• [Information shown]:

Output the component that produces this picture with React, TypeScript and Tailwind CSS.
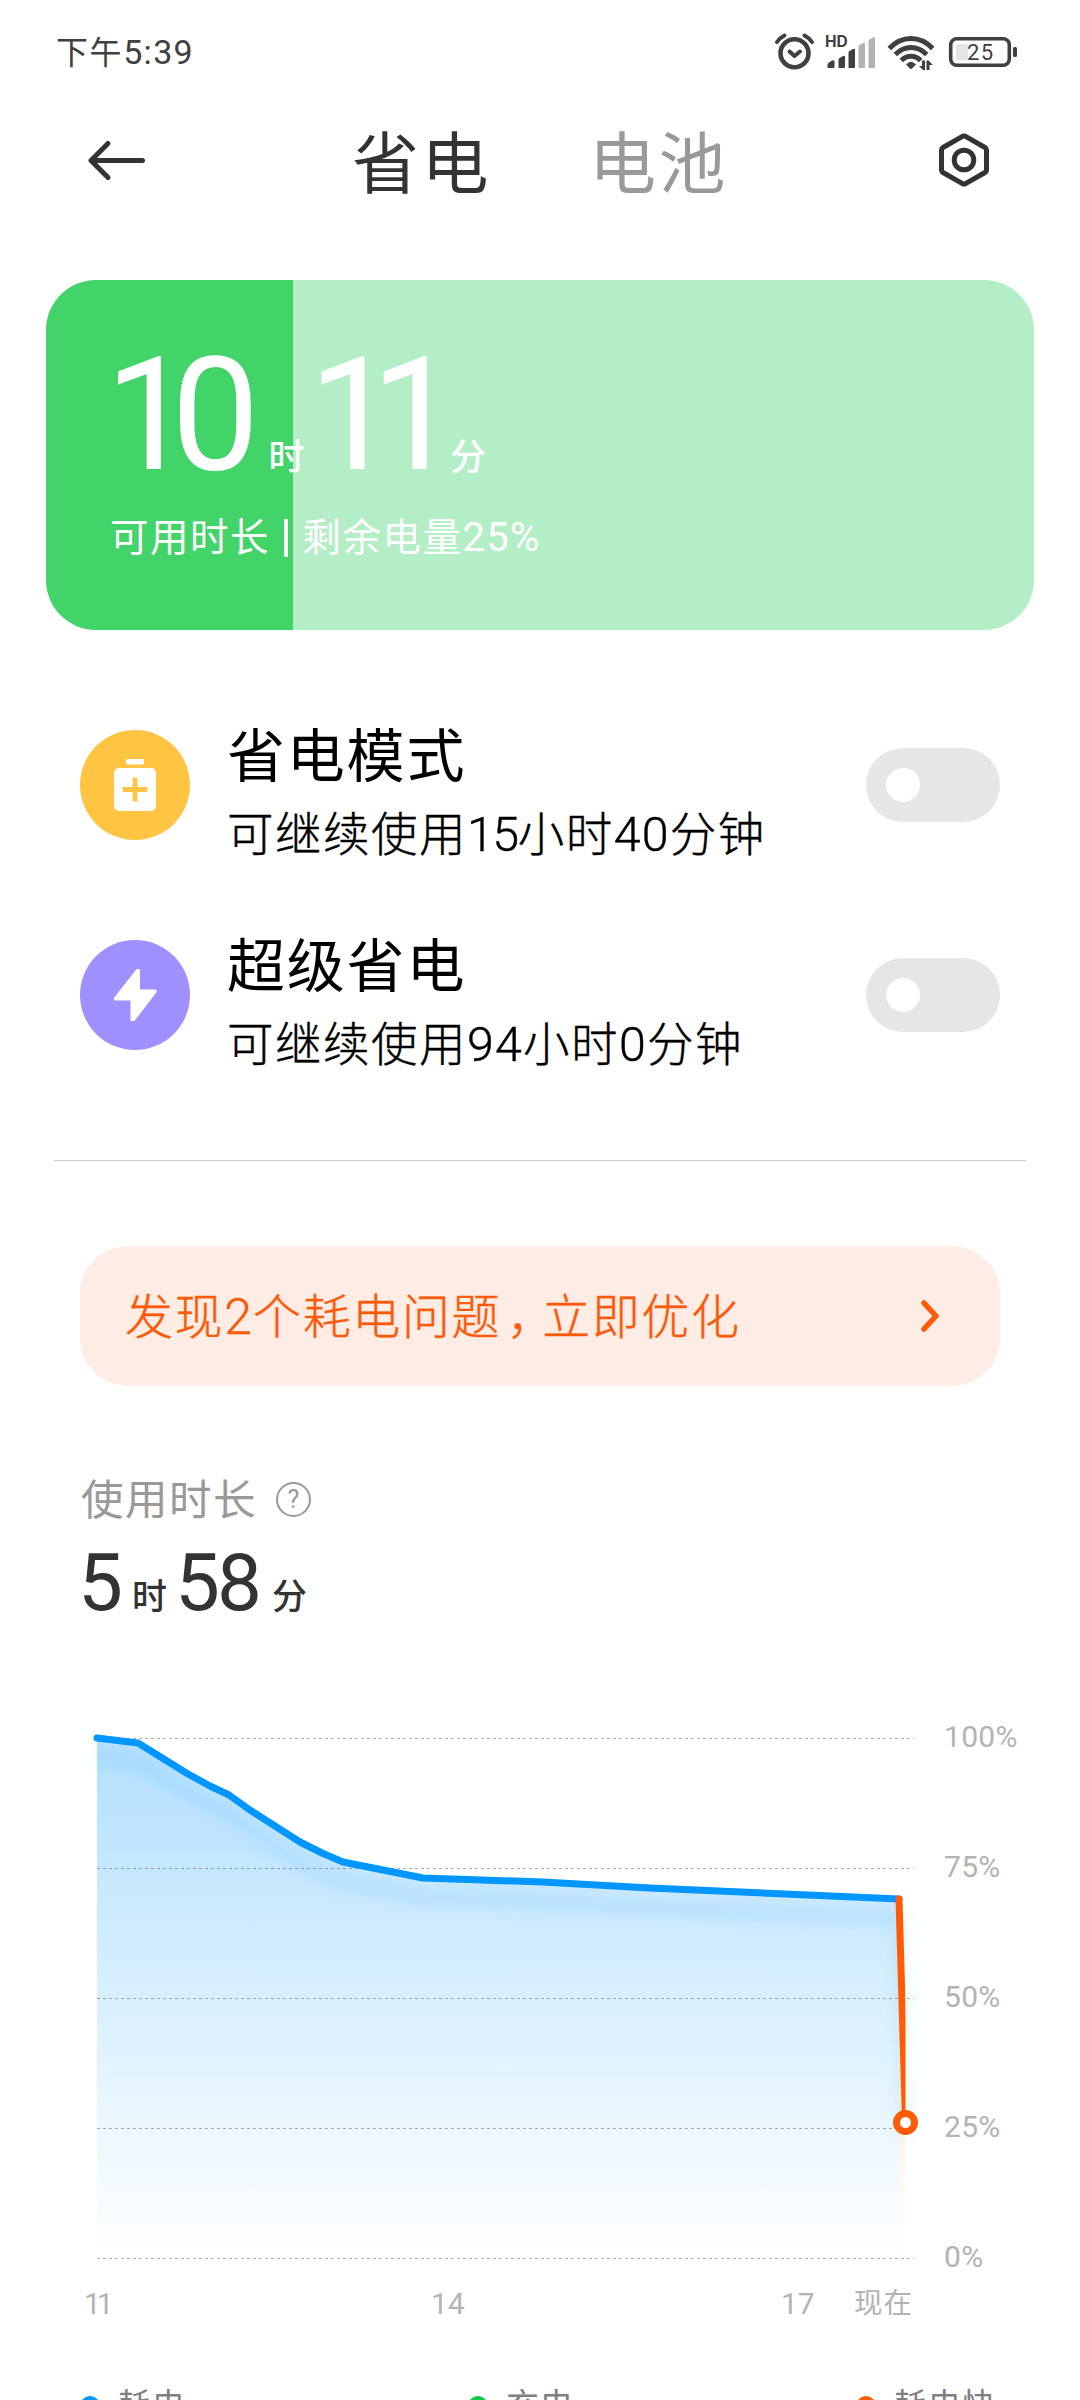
import React, { useState } from 'react';
import clsx from 'clsx';

const GRID = [0, 130, 260, 390, 520];
const LEVELS = ['100%', '75%', '50%', '25%', '0%'];

// Battery level samples, in chart pixels (0,0 is 100% at the first hour)
const SAMPLES = [
  [0, 0],
  [41, 5],
  [91, 36],
  [113, 48],
  [132, 57],
  [153, 72],
  [203, 104],
  [225, 115],
  [246, 124],
  [326, 140],
  [446, 144],
  [553, 150],
  [802, 161],
];
const LINE = SAMPLES.map(([x, y]) => `${x},${y}`).join(' ');

const LEGEND = [
  { label: '耗电', dot: 'bg-[#0c96ff]', width: 'w-[388px]' },
  { label: '充电', dot: 'bg-[#0fc94b]', width: 'w-[388px]' },
  { label: '耗电快', dot: 'bg-[#ff5a05]', width: 'w-[150px]' },
];

// Digits sit slightly larger than the Chinese glyphs around them
const Num = ({ children, tight }: { children: React.ReactNode; tight?: boolean }) => (
  <span className={clsx('text-[1.04em]', tight ? 'tracking-[-1.5px]' : 'tracking-[1.2px]')}>{children}</span>
);

function StatusBar() {
  return (
    <div className="flex h-[106px] justify-between pl-[56px] pr-[62px] text-[#404040]">
      <div className="pt-[35px] text-[32px] leading-[34px] tracking-[1.6px]">
        下午<span className="text-[34px] tracking-[1.3px]">5:39</span>
      </div>
      <div className="relative h-[76px] w-[244px]">
        <svg viewBox="774 0 244 76" className="h-[76px] w-[244px]" fill="none">
          <g stroke="#404040" strokeLinecap="round" strokeLinejoin="round">
            <circle cx="794.5" cy="53.2" r="14" strokeWidth="4.6" />
            <path d="M789.5 51.5l5 4.5 5.500-4.500" strokeWidth="4" />
            <path d="M777 42c2-3 4.500-5 7.500-6.500M812 42c-2-3-4.500-5-7.500-6.500" strokeWidth="4" />
          </g>
          <g fill="#404040">
            <path d="M827.500 68v-3q0-1.500 1.500-2.500l3-2q2.500-1 2.500 1V67q0 1-1 1z" />
            <path d="M838.500 68v-8q0-1.500 1-2l3.500-2q2-1 2 1V67q0 1-1 1z" />
            <path d="M848.500 68V53q0-1.500 1-2l3.500-2q2-1 2 1V67q0 1-1 1z" />
          </g>
          <g fill="#b3b3b3">
            <path d="M858.500 68V47q0-1.500 1-2l3.500-2q2-1 2 1V67q0 1-1 1z" />
            <path d="M868.500 68V41.500q0-1.500 1-2l3.500-2q2-1 2 1V67q0 1-1 1z" />
          </g>
          <g stroke="#404040" strokeWidth="5">
            <path d="M889.300 48.500q9.500-10 21.700-10t21.700 10" />
            <path d="M895.300 54.500q7-7 15.700-7t15.700 7" />
            <path d="M901.300 60.500q4.200-4.200 9.700-4.200t9.700 4.200" />
          </g>
          <path d="M906 64.500q5-5.500 10 0l-3.600 3.800q-1.400 1.200-2.800 0z" fill="#404040" />
          <path d="M919 66h3v-5.500h3V70h-2zM926.500 70v-9.500h2l4.500 4.500h-3.500v5z" fill="#404040" />
          <rect x="950.700" y="38.700" width="58.600" height="26.600" rx="6" stroke="#404040" strokeWidth="3.600" />
          <rect x="956" y="44" width="12" height="16.500" rx="2" fill="#e5e5e5" />
          <rect x="1013" y="47" width="4" height="10" rx="1.500" fill="#404040" />
        </svg>
        <span className="absolute left-[51px] top-[35px] font-[Inter] text-[15.5px] font-bold leading-[14px]">HD</span>
        <span className="absolute left-[193px] top-[42px] text-[22px] leading-[22px] tracking-[1.500px]">25</span>
      </div>
    </div>
  );
}

function Header({ tab, onTab }: { tab: number; onTab: (i: number) => void }) {
  return (
    <header className="flex h-[108px] items-center pl-[86px] pr-[89px]">
      <button aria-label="返回">
        <svg viewBox="0 0 62 48" className="h-[48px] w-[62px]" fill="none" stroke="#333" strokeWidth="5" strokeLinecap="round" strokeLinejoin="round">
          <path d="M56.500 24.500H5M22 7.500l-17 17 17 17" />
        </svg>
      </button>
      <nav className="ml-[204px] flex flex-1 gap-[98px] pt-[9px]">
        {['省电', '电池'].map((name, i) => (
          <button
            key={name}
            onClick={() => onTab(i)}
            className={clsx('text-[67px] leading-[70px] tracking-[2.5px]', tab === i ? 'text-[#333333]' : 'text-[#999999]')}
          >
            {name}
          </button>
        ))}
      </nav>
      <button aria-label="设置">
        <svg viewBox="0 0 54 58" className="h-[58px] w-[54px]" fill="none" stroke="#333" strokeWidth="5" strokeLinejoin="round">
          <path d="M25.500 5.300q1.500-.8 3 0L48 16.500q1.500.9 1.500 2.600v19.800q0 1.700-1.500 2.600L28.500 52.700q-1.500.8-3 0L6 41.500q-1.500-.9-1.500-2.600V19.100q0-1.700 1.500-2.600z" />
          <circle cx="27" cy="29" r="9.800" />
        </svg>
      </button>
    </header>
  );
}

function RemainingCard() {
  return (
    <section className="mx-[46px] mt-[66px] h-[350px] overflow-hidden rounded-[50px] bg-[linear-gradient(to_right,#42d369_25%,#b4eec6_25%)] pl-[64px] text-white">
      <div className="flex h-[225px] items-end">
        <span className="-ml-[5px] text-[157px] leading-[180px] tracking-[-22px]">10</span>
        <span className="ml-[31px] pb-[29px] text-[36px] font-medium leading-[36px]">时</span>
        <span className="ml-[4px] text-[157px] leading-[180px] tracking-[-26px]">11</span>
        <span className="ml-[17px] pb-[29px] text-[36px] font-medium leading-[36px]">分</span>
      </div>
      <div className="mt-[11px] flex items-center text-[38.500px] leading-[44px] tracking-[1.500px]">
        可用时长
        <i className="ml-[14px] mr-[15px] h-[38px] w-[3.500px] bg-white" />
        剩余电量<Num>25%</Num>
      </div>
    </section>
  );
}

function Toggle({ label }: { label: string }) {
  const [on, setOn] = useState(false);
  return (
    <button
      role="switch"
      aria-label={label}
      aria-checked={on}
      onClick={() => setOn(!on)}
      className={clsx('flex h-[74px] w-[134px] items-center rounded-full px-[20px]', on ? 'justify-end bg-[#0c96ff]' : 'bg-[#e6e6e6]')}
    >
      <span className="size-[34px] rounded-full bg-white" />
    </button>
  );
}

type ModeRowProps = { icon: React.ReactNode; color: string; title: string; children: React.ReactNode };

function ModeRow({ icon, color, title, children }: ModeRowProps) {
  return (
    <div className="flex h-[210px] items-center">
      <div className={clsx('size-[110px] rounded-full', color)}>
        <svg viewBox="0 0 110 110" className="size-full">{icon}</svg>
      </div>
      <div className="ml-[37px] flex-1 pt-[24px] text-black">
        <div className="text-[58px] leading-[76px] tracking-[1.800px]">{title}</div>
        <div className="text-[46.500px] font-light leading-[80px] tracking-[1.500px] [-webkit-text-stroke:0.4px]">{children}</div>
      </div>
      <Toggle label={title} />
    </div>
  );
}

function UsageChart() {
  return (
    <div className="mt-[81px] text-[30px] text-[#b3b3b3]">
      <div className="flex">
        <svg viewBox="-17 -30 860 570" className="ml-[80px] h-[570px] w-[860px]" fill="none">
          <defs>
            <linearGradient id="drain" x1="0" y1="0" x2="0" y2="520" gradientUnits="userSpaceOnUse">
              <stop stopColor="#0096ff" stopOpacity="0.3" />
              <stop offset="1" stopColor="#0096ff" stopOpacity="0" />
            </linearGradient>
            <linearGradient id="fast" x1="0" y1="160" x2="0" y2="520" gradientUnits="userSpaceOnUse">
              <stop stopColor="#ff5a05" stopOpacity="0.2" />
              <stop offset="1" stopColor="#ff5a05" stopOpacity="0" />
            </linearGradient>
            <filter id="soft" filterUnits="userSpaceOnUse" x="-20" y="-30" width="860" height="570">
              <feGaussianBlur stdDeviation="7" />
            </filter>
            <clipPath id="now">
              <rect x="-20" y="-30" width="828.500" height="570" />
            </clipPath>
          </defs>
          <polygon points={`${LINE} 802,520 0,520`} fill="url(#drain)" />
          <polygon points="802,161 808,384 808,520 802,520" fill="url(#fast)" />
          {GRID.map((y) => (
            <line key={y} x1="0" x2="817" y1={y + 0.5} y2={y + 0.5} stroke="#000" strokeOpacity="0.32" strokeDasharray="3 3" />
          ))}
          <g filter="url(#soft)" transform="translate(0 20)" strokeWidth="12">
            <polyline points={LINE} stroke="#0096ff" strokeOpacity="0.12" />
            <path d="M802 161l5 215" stroke="#4cc8a0" strokeOpacity="0.16" />
          </g>
          <polyline points={LINE} stroke="#0096ff" strokeWidth="7" strokeLinecap="round" strokeLinejoin="round" />
          <path d="M802 161l6.500 223" stroke="#ff5a05" strokeWidth="7" strokeLinecap="round" clipPath="url(#now)" />
          <circle cx="808.500" cy="384.500" r="9" fill="#fff" stroke="#ff5a05" strokeWidth="7" />
        </svg>
        <div className="ml-[4px] flex h-[570px] flex-col gap-[100px] pt-[14px] leading-[30px] tracking-[0.3px]">
          {LEVELS.map((level) => (
            <span key={level}>{level}</span>
          ))}
        </div>
      </div>
      <div className="flex pl-[84px] pt-[9px] leading-[34px]">
        <span className="w-[347px] tracking-[-4px]">11</span>
        <span className="w-[350px]">14</span>
        <span className="w-[73px]">17</span>
        <span className="text-[28.500px] tracking-[1px]">现在</span>
      </div>
    </div>
  );
}

export default function App() {
  const [tab, setTab] = useState(0);

  return (
    <div className="h-[2400px] w-[1080px] overflow-hidden whitespace-nowrap bg-white font-[Roboto,'Noto_Sans_CJK_SC',sans-serif]">
      <StatusBar />
      <Header tab={tab} onTab={setTab} />
      <RemainingCard />

      <section className="mt-[50px] px-[80px]">
        <ModeRow
          title="省电模式"
          color="bg-[#ffc542]"
          icon={
            <>
              <rect x="46" y="29" width="18" height="5.500" rx="1.500" fill="#fff" />
              <rect x="34" y="38" width="42" height="43" rx="5" fill="#fff" />
              <path d="M55 50v19M45 59.500h20" stroke="#ffc542" strokeWidth="4.800" strokeLinecap="square" />
            </>
          }
        >
          可继续使用<Num tight>15</Num>小时<Num>40</Num>分钟
        </ModeRow>
        <ModeRow
          title="超级省电"
          color="bg-[#9f90ff]"
          icon={<path d="M57 30L35 58v1.500h16.500V80h2.500L75.500 52v-1.500H59V30z" fill="#fff" stroke="#fff" strokeWidth="2" strokeLinejoin="round" />}
        >
          可继续使用<Num>94</Num>小时<Num>0</Num>分钟
        </ModeRow>
      </section>

      <hr className="mx-[54px] mt-[60px] border-[#cccccc]" />

      <button className="mx-[80px] mt-[85px] flex h-[140px] w-[920px] items-center justify-between rounded-[48px] bg-[#ffede5] pl-[45px] pr-[56px] text-[48px] font-light tracking-[1.600px] text-[#fa5a0a] [-webkit-text-stroke:0.4px]">
        <span className="pt-[3px]">
          发现<Num>2</Num>个耗电问题<span className="ml-[6px] tracking-[-13px]">，</span>立即优化
        </span>
        <svg viewBox="0 0 28 36" className="h-[36px] w-[28px]" fill="none" stroke="#ff5a05" strokeWidth="5.500" strokeLinecap="round" strokeLinejoin="round">
          <path d="M8 5l12 13L8 31" />
        </svg>
      </button>

      <section className="mt-[85px] pl-[80px]">
        <div className="flex h-[56px] items-center text-[42.500px] tracking-[1.500px] text-[#999999]">
          <span className="ml-[1px] pt-[4px]">使用时长</span>
          <span className="ml-[19px] flex size-[35px] items-center justify-center rounded-full border-[2.500px] text-[25px] leading-none tracking-normal">?</span>
        </div>
        <div className="flex h-[100px] items-end text-[#333333]">
          <span className="-ml-[2px] text-[80px] leading-[88px]">5</span>
          <span className="ml-[9px] pb-[11px] text-[35px] font-medium leading-[36px]">时</span>
          <span className="ml-[8px] text-[80px] leading-[88px] tracking-[-3px]">58</span>
          <span className="ml-[13px] pb-[11px] text-[35px] font-medium leading-[36px]">分</span>
        </div>
      </section>

      <UsageChart />

      <div className="mt-[65px] flex pl-[80px] text-[33px] leading-[40px] tracking-[1px] text-[#808080]">
        {LEGEND.map(({ label, dot, width }) => (
          <div key={label} className={clsx('flex items-center gap-[18px]', width)}>
            <span className={clsx('size-[20px] rounded-full', dot)} />
            {label}
          </div>
        ))}
      </div>
    </div>
  );
}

• [Task to complete]: Determine how many lines of the listing above include the word "React", and report that number only.

• [Correct response]: 4